◆ **Front-end source files**:
^^^^^^^^^^^^^^^^

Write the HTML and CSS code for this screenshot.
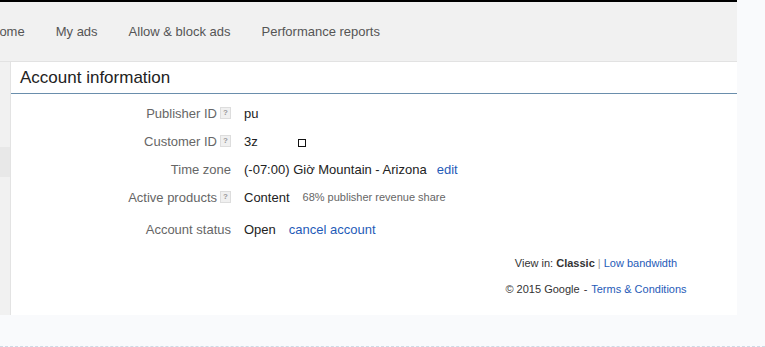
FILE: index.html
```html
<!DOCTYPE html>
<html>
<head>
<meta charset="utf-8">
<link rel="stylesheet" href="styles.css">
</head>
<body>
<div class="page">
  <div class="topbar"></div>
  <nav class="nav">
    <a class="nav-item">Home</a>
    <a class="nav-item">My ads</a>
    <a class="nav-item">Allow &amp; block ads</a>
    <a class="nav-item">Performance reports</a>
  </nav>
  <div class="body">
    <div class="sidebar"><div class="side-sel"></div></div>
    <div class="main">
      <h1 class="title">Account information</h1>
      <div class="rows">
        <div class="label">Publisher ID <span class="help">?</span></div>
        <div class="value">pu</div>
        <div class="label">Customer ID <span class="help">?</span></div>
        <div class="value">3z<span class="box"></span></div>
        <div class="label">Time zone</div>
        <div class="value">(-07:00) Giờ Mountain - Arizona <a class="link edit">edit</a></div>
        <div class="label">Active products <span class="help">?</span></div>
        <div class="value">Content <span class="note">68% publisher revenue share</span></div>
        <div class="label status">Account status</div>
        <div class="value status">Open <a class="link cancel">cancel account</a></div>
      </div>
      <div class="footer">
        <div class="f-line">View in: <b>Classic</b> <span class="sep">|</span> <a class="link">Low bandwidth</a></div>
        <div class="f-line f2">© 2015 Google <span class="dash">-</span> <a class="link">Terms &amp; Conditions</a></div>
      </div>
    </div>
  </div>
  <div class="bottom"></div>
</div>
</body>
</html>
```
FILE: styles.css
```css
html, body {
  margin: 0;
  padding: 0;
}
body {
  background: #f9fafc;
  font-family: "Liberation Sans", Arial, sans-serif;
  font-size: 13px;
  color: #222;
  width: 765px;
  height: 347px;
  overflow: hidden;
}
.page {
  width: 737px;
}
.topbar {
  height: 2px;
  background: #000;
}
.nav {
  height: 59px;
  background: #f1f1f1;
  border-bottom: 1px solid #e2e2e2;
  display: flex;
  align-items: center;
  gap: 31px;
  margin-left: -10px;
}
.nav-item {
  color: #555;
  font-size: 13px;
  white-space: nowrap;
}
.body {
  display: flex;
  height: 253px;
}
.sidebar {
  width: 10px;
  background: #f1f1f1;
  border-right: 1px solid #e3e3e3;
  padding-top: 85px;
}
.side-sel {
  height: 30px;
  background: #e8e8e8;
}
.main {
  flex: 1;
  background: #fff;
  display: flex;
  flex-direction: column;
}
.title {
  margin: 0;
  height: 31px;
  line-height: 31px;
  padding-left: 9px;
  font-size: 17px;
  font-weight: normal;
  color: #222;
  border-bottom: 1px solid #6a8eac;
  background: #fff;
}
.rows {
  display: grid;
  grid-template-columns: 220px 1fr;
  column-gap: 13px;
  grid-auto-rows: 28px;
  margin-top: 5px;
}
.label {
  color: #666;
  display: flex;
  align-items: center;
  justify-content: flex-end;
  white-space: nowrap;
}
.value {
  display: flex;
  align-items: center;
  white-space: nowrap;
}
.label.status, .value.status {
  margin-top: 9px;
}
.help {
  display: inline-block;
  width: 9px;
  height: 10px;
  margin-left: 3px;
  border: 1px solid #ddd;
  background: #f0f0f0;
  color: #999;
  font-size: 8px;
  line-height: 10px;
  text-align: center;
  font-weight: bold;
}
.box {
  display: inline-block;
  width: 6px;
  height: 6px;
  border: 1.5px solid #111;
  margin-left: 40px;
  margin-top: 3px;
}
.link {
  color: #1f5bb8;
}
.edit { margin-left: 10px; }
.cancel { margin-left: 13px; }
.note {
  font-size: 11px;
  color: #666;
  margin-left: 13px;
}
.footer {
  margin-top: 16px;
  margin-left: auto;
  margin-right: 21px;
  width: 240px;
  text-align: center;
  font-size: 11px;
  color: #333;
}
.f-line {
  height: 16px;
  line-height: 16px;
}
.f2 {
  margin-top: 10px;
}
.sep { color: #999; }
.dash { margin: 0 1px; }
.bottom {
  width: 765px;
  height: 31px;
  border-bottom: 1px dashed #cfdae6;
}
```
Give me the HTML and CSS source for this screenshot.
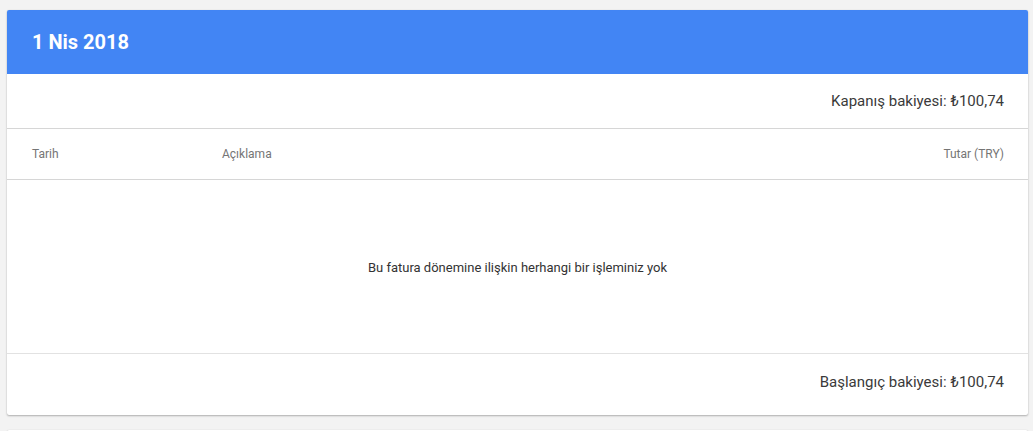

^^^^^^^^^^^^^^^^

◆ **Work to be completed**:
Gather up every line in the data above that contains the word "screenshot", copying each one.

◆ **Output**:
Write the HTML and CSS code for this screenshot.
Give me the HTML and CSS source for this screenshot.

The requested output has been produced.